Medicare helps defray medical costs for retirees, but health care spending still takes a big chunk out of peoples’ savings, according to a new report.
A typical retiree had just 88% of their total income and 71% of their Social Security benefits left after paying for out-of-pocket (OOP) medical costs, according to a brief released this week from the Center for Retirement Research at Boston College. Out-of-pocket medical costs can include insurance premiums, doctor’s visits, and prescription drugs.
“With OOP health expenditures already eating away at retirement income, the uncertainty about further health policy changes, and Social Security drawing ever closer to trust fund depletion, it is understandable why many retirees feel that making ends meet is difficult,” wrote Boston College Researcher Matthew Rutledge.
What This Means For You
Health care costs take a noticeable bite out of retiree income—even with Medicare. This can place financial pressure on retirees, making it harder for them to get by on their Social Security income and retirement savings.

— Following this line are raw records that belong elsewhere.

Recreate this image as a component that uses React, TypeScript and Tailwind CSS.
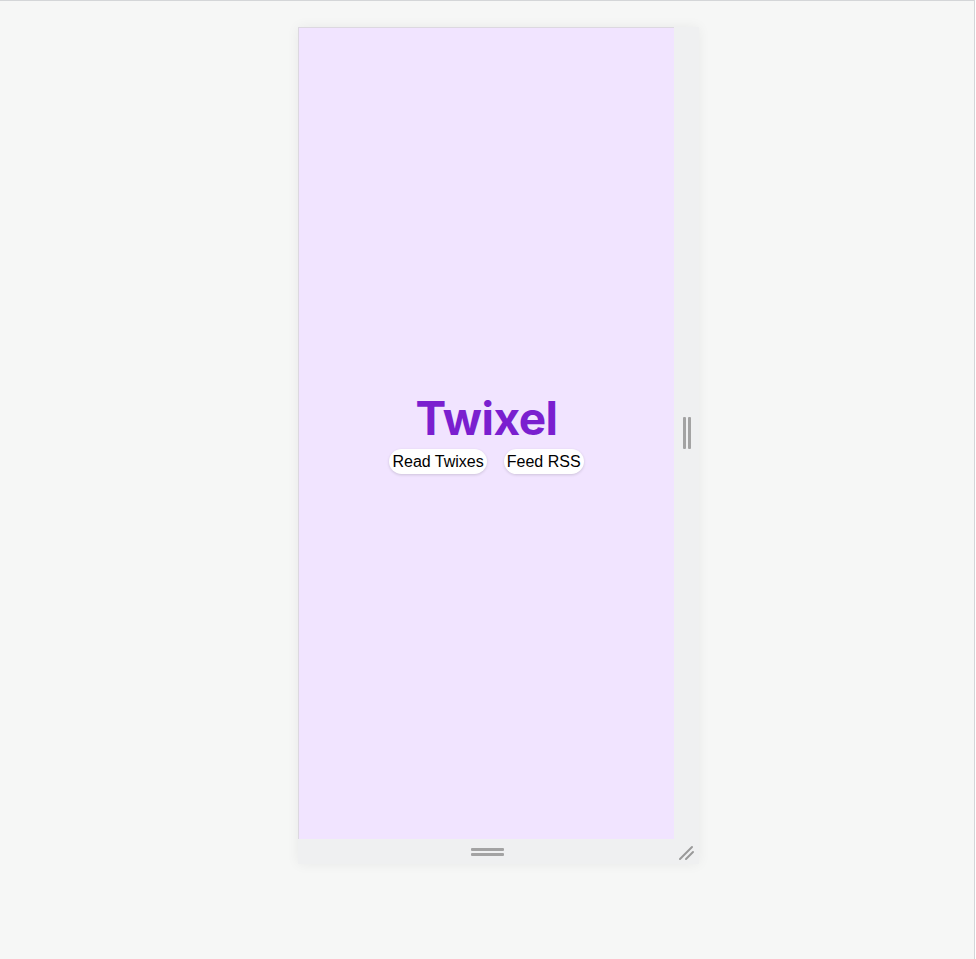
import React from 'react';

const App = () => {
  return (
    <div className="w-[975px] h-[959px] bg-[#f6f7f6] border-t border-r border-[#d4d6d8] pt-[26px] pl-[298px]">
      {/* Resizable device frame */}
      <div className="w-[401px] h-[837px] bg-[#eff0f1] grid grid-cols-[376px_25px] grid-rows-[812px_25px] shadow-[0_0_12px_rgba(0,0,0,0.06)]">
        <div className="bg-[#f1e4ff] border-t border-l border-[#dcd8e0] flex flex-col items-center justify-center">
          <h1 className="text-[46px] leading-[50px] font-bold text-[#7a1fcf] tracking-[-0.5px] font-['Inter',sans-serif]">
            Twixel
          </h1>
          <div className="flex gap-[17px] mt-[6px] font-['Liberation_Sans',sans-serif]">
            <button className="h-[25px] px-[3px] bg-white rounded-full text-[16px] text-black shadow-[0_1px_3px_rgba(0,0,0,0.15)]">
              Read Twixes
            </button>
            <button className="h-[25px] px-[3px] bg-white rounded-full text-[16px] text-black shadow-[0_1px_3px_rgba(0,0,0,0.15)]">
              Feed RSS
            </button>
          </div>
        </div>
        {/* right handle */}
        <div className="flex items-center justify-center gap-[2px]">
          <div className="w-[3px] h-[32px] bg-[#a3a3a3] rounded-[1px]" />
          <div className="w-[3px] h-[32px] bg-[#a3a3a3] rounded-[1px]" />
        </div>
        {/* bottom handle */}
        <div className="flex flex-col items-center justify-center gap-[2px] pl-[2px]">
          <div className="w-[33px] h-[3px] bg-[#a3a3a3] rounded-[1px]" />
          <div className="w-[33px] h-[3px] bg-[#a3a3a3] rounded-[1px]" />
        </div>
        {/* corner handle */}
        <div className="flex items-center justify-center">
          <svg width="18" height="18" viewBox="0 0 18 18">
            <line x1="2" y1="16" x2="14" y2="4" stroke="#999" strokeWidth="2" strokeLinecap="round" />
            <line x1="8" y1="16" x2="15" y2="9" stroke="#999" strokeWidth="2" strokeLinecap="round" />
          </svg>
        </div>
      </div>
    </div>
  );
};

export default App;
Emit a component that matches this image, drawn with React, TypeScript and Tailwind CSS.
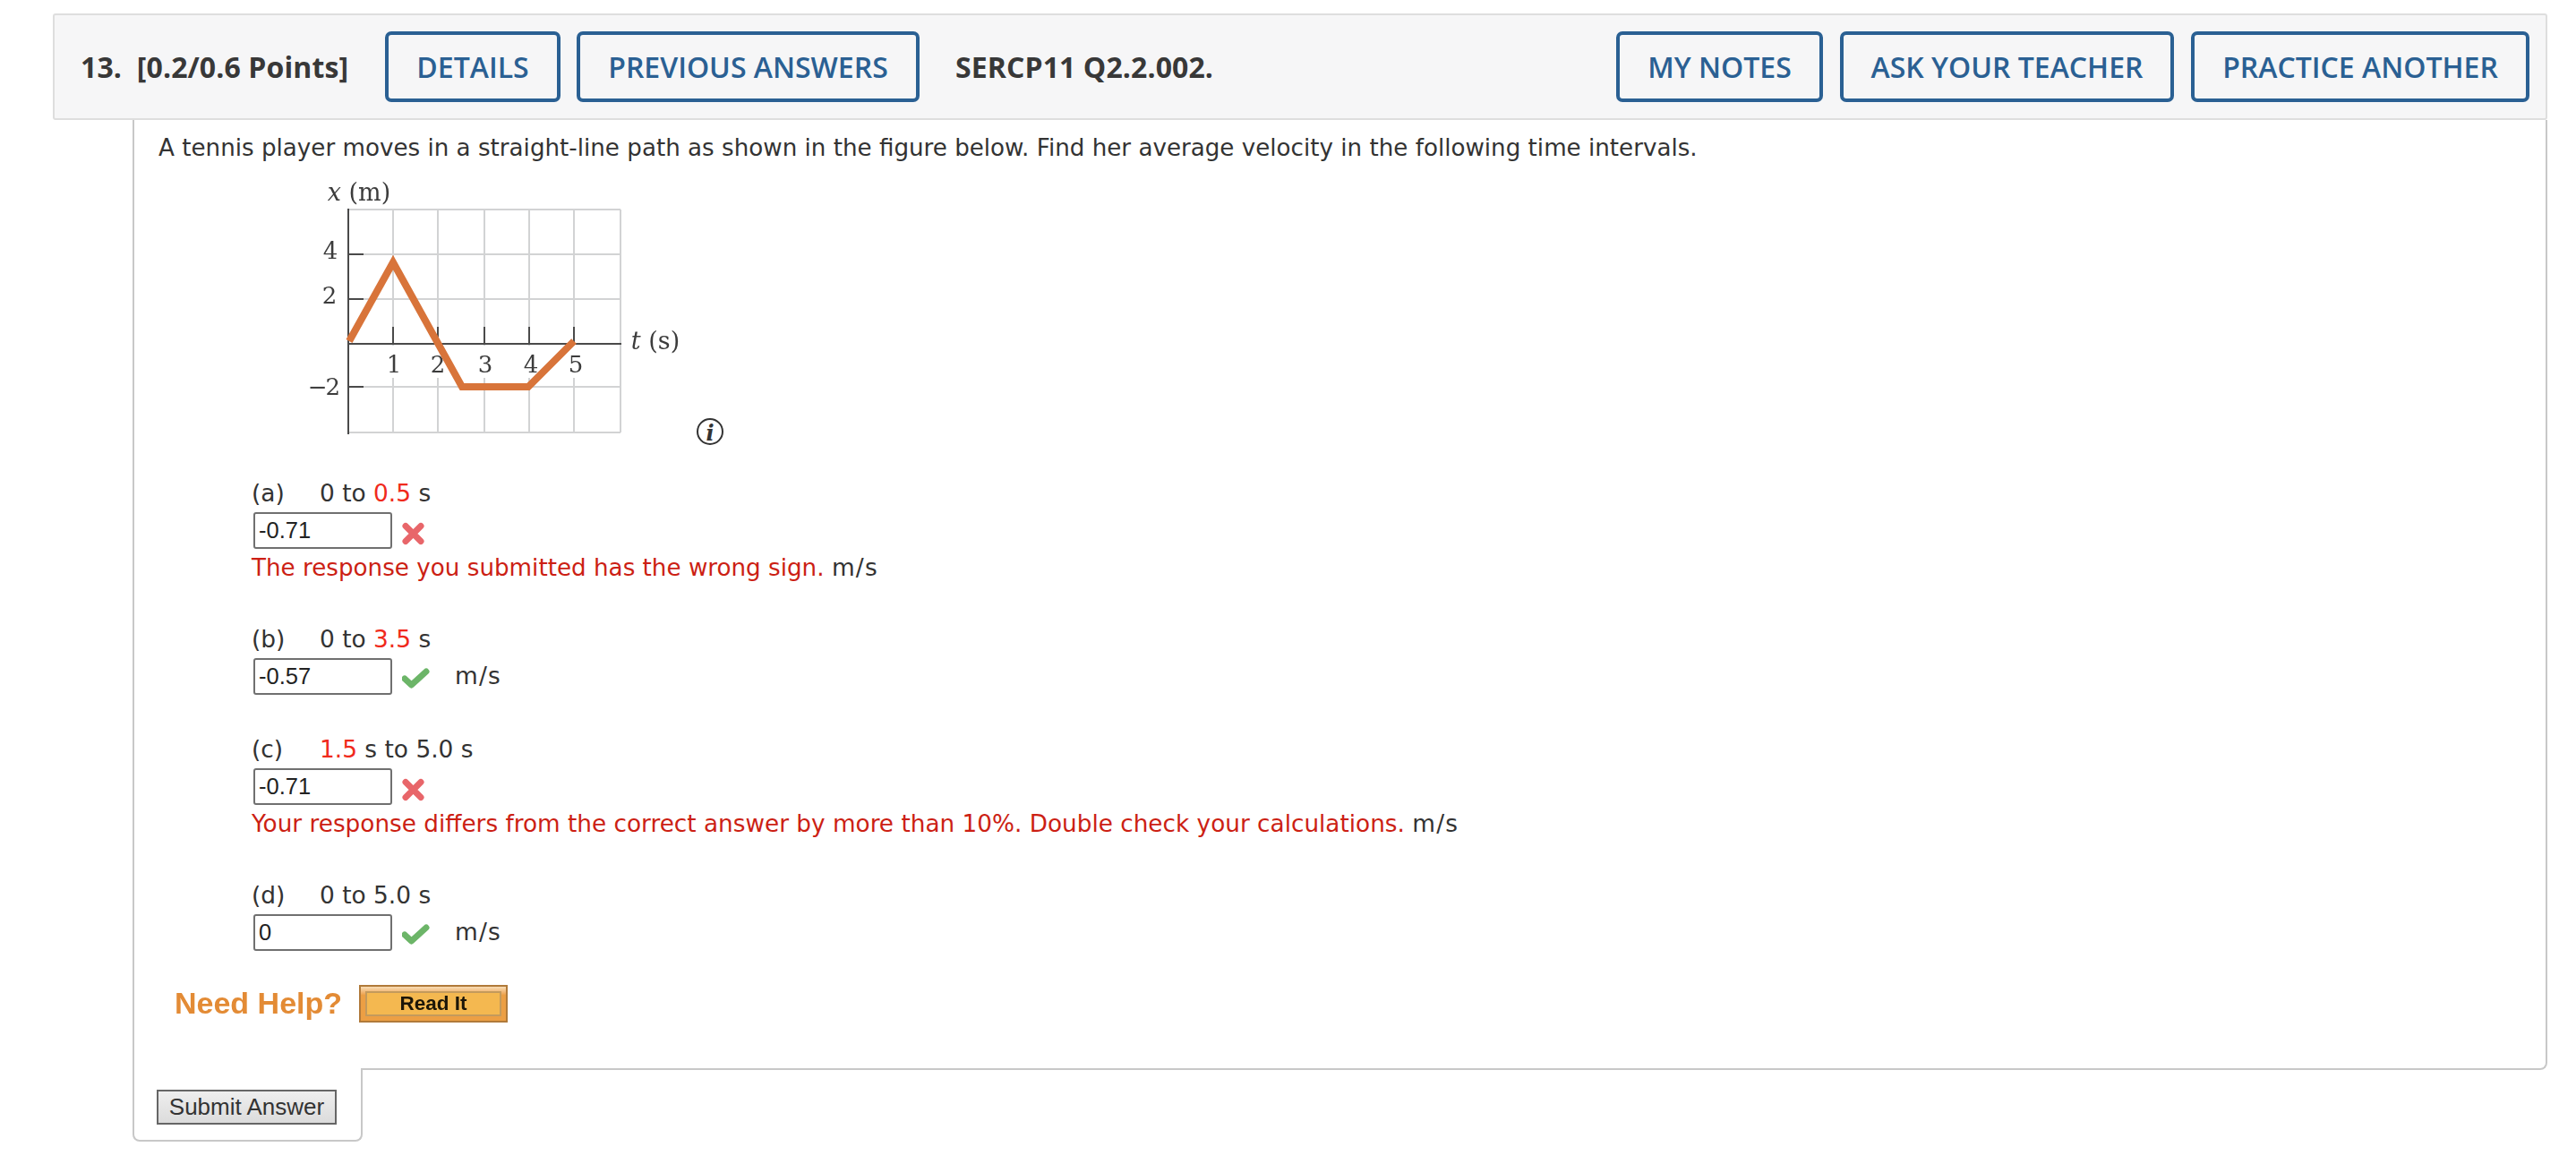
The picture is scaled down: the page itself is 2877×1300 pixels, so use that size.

Currently, the Social Security trust fund reserves that help pay out benefits to retired workers and survivors of deceased beneficiaries are estimated to run dry in 2033. After that, recipients will get only 77% of their expected benefits.
Don’t Assume You’ll Save With Medicare Advantage
It’s important to choose your Medicare plan carefully when weighing whether it’s best to enroll in Original Medicare (and maybe a Medigap policy) or opt for Medicare Advantage instead.
Medicare Advantage is a type of insurance policy sold by private insurers that retirees can purchase for their Medicare Part A (hospital insurance) and Part B (medical insurance) services. Some Medicare Advantage plans charge premiums on top of Part B premiums, while others don’t. However, these plans do cap expenses for covered Part A and Part B services.
Although Medicare Advantage policies limit yearly expenses for certain services, Rutledge found that both Medicare-only and Medicare Advantage policyholders spent a similar portion of their income on medical expenses, ending up with 87% and 88%, respectively, of retirement income after OOP health care spending.
And unlike Original Medicare, Medicare Advantage plans typically have limited provider networks. So when enrollment time rolls around, make sure your preferred doctors are within network if you opt for a Medicare Advantage plan over Original Medicare.
Start Saving Now For Medical Expenses In Retirement
If you’re worried about health care spending eating away at your retirement income and you’re still working, you can stash money in a health savings account (HSA) if you have one.
HSAs are only available to people with a high deductible health insurance plan. They offer a triple tax advantage: contributions are tax-deductible, contributions grow tax-free, and withdrawals are tax-free when used for qualified medical expenses.
Although you can’t contribute to an HSA after you enroll in Medicare, you can invest your HSA funds, allowing them to compound over time while you’re working. Plus, you can use HSA money to cover your Medicare premiums in retirement.